All of the recipes I looked at called for chili powder as the main seasoning, but I decided to use Penzey’s BBQ 3000 mix instead, since I have a large bottle of it in my pantry (given to me as a gift). Chili powder can be substituted but will make the sauce a bit hotter, I think. To that I added salt, pepper, toasted onion powder and garlic powder.

The sauce tasted good, but it was still very sweet and lacked a certain depth. I consulted all the recipes again and decided to throw in a couple of spoonfuls of mustard (I used Coleman’s yellow) and Worcestershire sauce. That was better, but one last finishing touch was required. A few dashes of Tabasco did the job nicely. I let the sauce simmer for about 30 minutes to meld the flavors.

My husband really liked this sauce, so I consider it a big success for my first attempt. He wants me to make it the standard for barbecue sauce in our house.

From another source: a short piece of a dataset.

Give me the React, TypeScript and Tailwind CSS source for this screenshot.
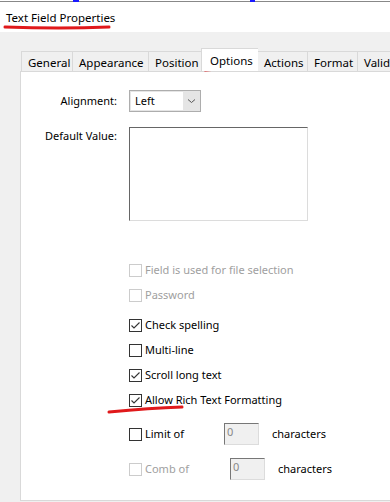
import React from 'react';

const font = { fontFamily: '"Noto Sans", "Open Sans", sans-serif' };

function Box({ checked, disabled }: { checked?: boolean; disabled?: boolean }) {
  return (
    <span
      className={`flex h-[13px] w-[13px] shrink-0 items-center justify-center border bg-white ${
        disabled ? 'border-[#cccccc]' : 'border-[#333333]'
      }`}
    >
      {checked && (
        <svg width="11" height="11" viewBox="0 0 11 11">
          <path d="M1.5 5.5 L4 8 L9.5 2.5" fill="none" stroke="#333" strokeWidth="1.1" />
        </svg>
      )}
    </span>
  );
}

function Check({ label, checked, disabled }: { label: string; checked?: boolean; disabled?: boolean }) {
  return (
    <div className="flex h-[25px] items-center gap-[3px]">
      <Box checked={checked} disabled={disabled} />
      <span className={disabled ? 'text-[#a0a0a0]' : 'text-black'}>{label}</span>
    </div>
  );
}

function NumBox() {
  return (
    <div className="flex h-[22px] w-[35px] items-start border border-t-[#777] border-l-[#777] border-r-[#dcdcdc] border-b-[#dcdcdc] bg-[#f0f0f0] pl-[2px] text-[#888]">
      0
    </div>
  );
}

const tabs = ['General', 'Appearance', 'Position', 'Options', 'Actions', 'Format', 'Validate'];
const tabW = [51, 76, 53, 57, 50, 50, 60];

export default function App() {
  return (
    <div className="relative h-[502px] w-[390px] overflow-hidden bg-[#f0f0f0] text-[11px] text-black" style={font}>
      {/* title bar */}
      <div className="relative h-[32px] bg-white">
        <div className="h-[2px] border-b border-[#888] bg-white" />
        <div className="absolute left-[73px] top-0 h-[2px] w-[6px] bg-[#1a1aff]" />
        <div className="absolute left-[250px] top-0 h-[2px] w-[5px] bg-[#1a1aff]" />
        <div className="pl-[6px] pt-[8px] text-[11.5px] leading-[16px]">Text Field Properties</div>
      </div>

      {/* tabs */}
      <div className="flex h-[39px] items-end pl-[21px]">
        {tabs.map((t, i) => {
          const active = t === 'Options';
          return (
            <div
              key={t}
              style={{ width: tabW[i] }}
              className={`shrink-0 overflow-hidden whitespace-nowrap border border-r-0 border-b-0 border-[#d9d9d9] ${
                active
                  ? 'relative z-10 -mr-[1px] h-[23px] bg-white pl-[8px] pt-[3px] text-[11.5px]'
                  : 'h-[20px] bg-[#f0f0f0] pl-[6px] pt-[2px] text-[11.5px]'
              }`}
            >
              {t}
            </div>
          );
        })}
      </div>

      {/* panel */}
      <div className="ml-[20px] h-[430px] border border-r-0 border-[#d9d9d9] bg-white">
        <div className="flex items-center pt-[18px]">
          <div className="w-[97px] pr-[1px] text-right">Alignment:</div>
          <div className="ml-[11px] flex h-[22px] w-[72px] items-center border border-[#adadad] bg-[#e5e5e5] p-[1px]">
            <div className="flex h-full w-[52px] items-center bg-white pl-[4px]">Left</div>
            <svg className="ml-[4px]" width="9" height="6" viewBox="0 0 9 6">
              <path d="M1 1.5 L4.5 4.5 L8 1.5" fill="none" stroke="#555" strokeWidth="1" />
            </svg>
          </div>
        </div>

        <div className="mt-[15px] flex items-start">
          <div className="w-[97px] pr-[1px] pt-[1px] text-right">Default Value:</div>
          <div className="ml-[11px] h-[94px] w-[179px] border border-t-[#666] border-l-[#666] border-r-[#dcdcdc] border-b-[#dcdcdc] bg-white" />
        </div>

        <div className="ml-[108px] mt-[37px] flex flex-col">
          <Check label="Field is used for file selection" disabled />
          <Check label="Password" disabled />
          <div className="h-[5px]" />
          <Check label="Check spelling" checked />
          <Check label="Multi-line" />
          <Check label="Scroll long text" checked />
          <Check label="Allow Rich Text Formatting" checked />
          <div className="mt-[9px] flex h-[24px] items-center">
            <Box />
            <span className="ml-[3px] w-[79px]">Limit of</span>
            <NumBox />
            <span className="ml-[13px]">characters</span>
          </div>
          <div className="mt-[11px] flex h-[24px] items-center">
            <Box disabled />
            <span className="ml-[3px] w-[85px] text-[#a0a0a0]">Comb of</span>
            <NumBox />
            <span className="ml-[13px]">characters</span>
          </div>
        </div>
      </div>

      {/* red annotation strokes */}
      <svg className="pointer-events-none absolute left-0 top-0" width="390" height="502">
        <path d="M5 27 Q 60 29 109 27" fill="none" stroke="#e0191b" strokeWidth="3" strokeLinecap="round" />
        <path d="M205 70 Q 230 68 256 66" fill="none" stroke="#e0191b" strokeWidth="3" strokeLinecap="round" />
        <path d="M109 412 Q 150 408 182 407" fill="none" stroke="#e0191b" strokeWidth="3" strokeLinecap="round" />
      </svg>
    </div>
  );
}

I dug up some old instructions for oven-barbecuing chicken, which basically consists of browning the chicken first, then slathering it with sauce and baking it until done. A quick broil at the end adds some “char.” I used bone-in, skin-on breasts, so if you add thighs or legs, your cooking time may be longer.

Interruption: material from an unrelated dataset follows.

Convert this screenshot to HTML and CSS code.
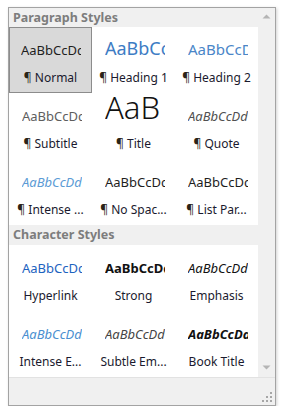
FILE: index.html
```html
<!DOCTYPE html>
<html lang="en">
<head>
  <meta charset="UTF-8" />
  <title>Styles Gallery</title>
  <link rel="stylesheet" href="styles.css">
</head>
<body>
  <div class="panel">
    <div class="list">
      <div class="group-title">Paragraph Styles</div>
      <div class="grid">
        <div class="cell selected">
          <div class="preview"><span class="p-normal">AaBbCcDd</span></div>
          <div class="label"><span class="pil">¶</span> Normal</div>
        </div>
        <div class="cell">
          <div class="preview"><span class="p-h1">AaBbCcDd</span></div>
          <div class="label"><span class="pil">¶</span> Heading 1</div>
        </div>
        <div class="cell">
          <div class="preview"><span class="p-h2">AaBbCcDd</span></div>
          <div class="label"><span class="pil">¶</span> Heading 2</div>
        </div>
        <div class="cell">
          <div class="preview"><span class="p-subtitle">AaBbCcDd</span></div>
          <div class="label"><span class="pil">¶</span> Subtitle</div>
        </div>
        <div class="cell">
          <div class="preview"><span class="p-title">AaB</span></div>
          <div class="label"><span class="pil">¶</span> Title</div>
        </div>
        <div class="cell">
          <div class="preview"><span class="p-quote">AaBbCcDd</span></div>
          <div class="label"><span class="pil">¶</span> Quote</div>
        </div>
        <div class="cell">
          <div class="preview"><span class="p-iquote">AaBbCcDd</span></div>
          <div class="label"><span class="pil">¶</span> Intense ...</div>
        </div>
        <div class="cell">
          <div class="preview"><span class="p-normal">AaBbCcDd</span></div>
          <div class="label"><span class="pil">¶</span> No Spac...</div>
        </div>
        <div class="cell">
          <div class="preview"><span class="p-normal">AaBbCcDd</span></div>
          <div class="label"><span class="pil">¶</span> List Par...</div>
        </div>
      </div>

      <div class="group-title second">Character Styles</div>
      <div class="grid">
        <div class="cell">
          <div class="preview"><span class="p-link">AaBbCcDd</span></div>
          <div class="label">Hyperlink</div>
        </div>
        <div class="cell">
          <div class="preview"><span class="p-strong">AaBbCcDd</span></div>
          <div class="label">Strong</div>
        </div>
        <div class="cell">
          <div class="preview"><span class="p-em">AaBbCcDd</span></div>
          <div class="label">Emphasis</div>
        </div>
        <div class="cell">
          <div class="preview"><span class="p-iem">AaBbCcDd</span></div>
          <div class="label">Intense E...</div>
        </div>
        <div class="cell">
          <div class="preview"><span class="p-sem">AaBbCcDd</span></div>
          <div class="label">Subtle Em...</div>
        </div>
        <div class="cell">
          <div class="preview"><span class="p-book">AaBbCcDd</span></div>
          <div class="label">Book Title</div>
        </div>
      </div>
    </div>

    <div class="scrollbar">
      <svg class="arrow" width="9" height="5" viewBox="0 0 9 5"><path d="M0.5 4.5 L4.5 0.5 L8.5 4.5 Z" fill="#b4b4b4"/></svg>
      <svg class="arrow" width="9" height="5" viewBox="0 0 9 5"><path d="M0.5 0.5 L4.5 4.5 L8.5 0.5 Z" fill="#b4b4b4"/></svg>
    </div>

    <div class="footer">
      <svg class="grip" width="10" height="10" viewBox="0 0 10 10" fill="#a6a6a6">
        <rect x="8" y="0" width="2" height="2"/>
        <rect x="4" y="4" width="2" height="2"/>
        <rect x="8" y="4" width="2" height="2"/>
        <rect x="0" y="8" width="2" height="2"/>
        <rect x="4" y="8" width="2" height="2"/>
        <rect x="8" y="8" width="2" height="2"/>
      </svg>
    </div>
  </div>
</body>
</html>
```

FILE: styles.css
```css
body {
  margin: 0;
  background: #ffffff;
  font-family: 'Noto Sans', 'Open Sans', sans-serif;
  color: #1e1e1e;
}

.panel {
  margin: 7px 0 0 8px;
  width: 266px;
  height: 397px;
  border: 1px solid #a3a3a3;
  background: #f0f0f0;
  box-shadow: 1px 1px 3px rgba(0,0,0,0.18);
  display: grid;
  grid-template-columns: 249px 17px;
  grid-template-rows: 369px 28px;
}

.list {
  display: flex;
  flex-direction: column;
}

.group-title {
  height: 19px;
  line-height: 19px;
  padding-left: 4px;
  font-size: 12.5px;
  font-weight: bold;
  color: #7d7d7d;
}

.group-title.second {
  height: 20px;
  line-height: 20px;
}

.grid {
  display: grid;
  grid-template-columns: repeat(3, 83px);
  grid-auto-rows: 66px;
  background: #ffffff;
}

.cell {
  display: flex;
  flex-direction: column;
  align-items: center;
  box-sizing: border-box;
}

.cell.selected {
  background: #d9d9d9;
  border: 1px solid #8c8c8c;
}

.preview {
  box-sizing: border-box;
  width: 83px;
  height: 30px;
  padding: 0 10px 0 13px;
  display: flex;
  align-items: flex-end;
  overflow: hidden;
  white-space: nowrap;
}

.preview span {
  line-height: 1;
  display: block;
  overflow: hidden;
  width: 60px;
}

.selected .preview {
  margin-top: -1px;
  padding-left: 12px;
}

.label {
  margin-top: 13px;
  font-size: 12px;
  line-height: 16px;
  color: #1a1a2e;
  white-space: nowrap;
}

.pil {
  color: #2a2418;
}

.p-normal { font-size: 13px; color: #1e1e1e; }
.p-h1 { font-size: 18px; color: #3d7cc4; }
.p-h2 { font-size: 15px; color: #4a86c8; }
.p-subtitle { font-size: 13px; color: #5e5e5e; }
.p-title { font-size: 31px; font-weight: 300; color: #111111; }
.p-quote { font-size: 13px; font-style: italic; color: #505050; }
.p-iquote { font-size: 13px; font-style: italic; color: #5b9bd5; }
.p-link { font-size: 13px; color: #1d63c0; }
.p-strong { font-size: 13px; font-weight: bold; color: #111111; }
.p-em { font-size: 13px; font-style: italic; color: #111111; }
.p-iem { font-size: 13px; font-style: italic; color: #4a8fd0; }
.p-sem { font-size: 13px; font-style: italic; color: #454545; }
.p-book { font-size: 13px; font-style: italic; font-weight: bold; color: #111111; }

.scrollbar {
  display: flex;
  flex-direction: column;
  justify-content: space-between;
  align-items: center;
  padding: 6px 0 7px;
}

.arrow {
  display: block;
}

.footer {
  grid-column: 1 / 3;
  border-top: 1px solid #e2e2e2;
  display: flex;
  justify-content: flex-end;
  align-items: flex-end;
  padding: 0 3px 3px 0;
}

.grip {
  display: block;
}
```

To serve, I pulled chicken off the bone and plated alongside the coleslaw and the traditional white roll. I reserved about half the sauce for dipping.

Oven-Barbecued Chicken

Serves: 2 but this recipe probably makes enough sauce for 4 large pieces of chicken

For the sauce, combine:

  • ½ cup ketchup
  • ½ cup tomato paste
  • ½ cup hoisin sauce
  • ½ cup stock (chicken or vegetable)
  • ½ cup bourbon (or substitute dark beer)
  • ¼ cup apple cider vinegar
  • 2 tablespoons Penzey’s BBQ 3000 mix (or substitute 1 tablespoon chili powder or to taste)
  • ½ teaspoon toasted onion powder
  • ¼ teaspoon garlic powder
  • Salt and pepper to taste
  • 2 tablespoons Worcestershire sauce
  • 2 teaspoons mustard
  • 1-2 dashes Tabasco

Bring to a simmer. Let simmer over low, uncovered, 30 minutes.

Preheat the oven to 350 degrees. In a large, oven-proof skillet, drizzle 2 bone-in chicken breasts with a little olive oil, and sprinkle on both sides with salt and pepper. Brown both sides over medium-high and remove from the heat.

Pour about half of the sauce into a bowl. Reserve the remainder and keep warm on low heat, covered. Slather the chicken thickly on both sides with the sauce. Bake until the chicken is almost cooked through, turning and re-basting as needed. This can take 20 minutes or more, depending on the size of the chicken pieces.

When the chicken is almost done, turn on the broiler and cook a further 5 minutes, turning once. Serve with the reserved sauce on the side.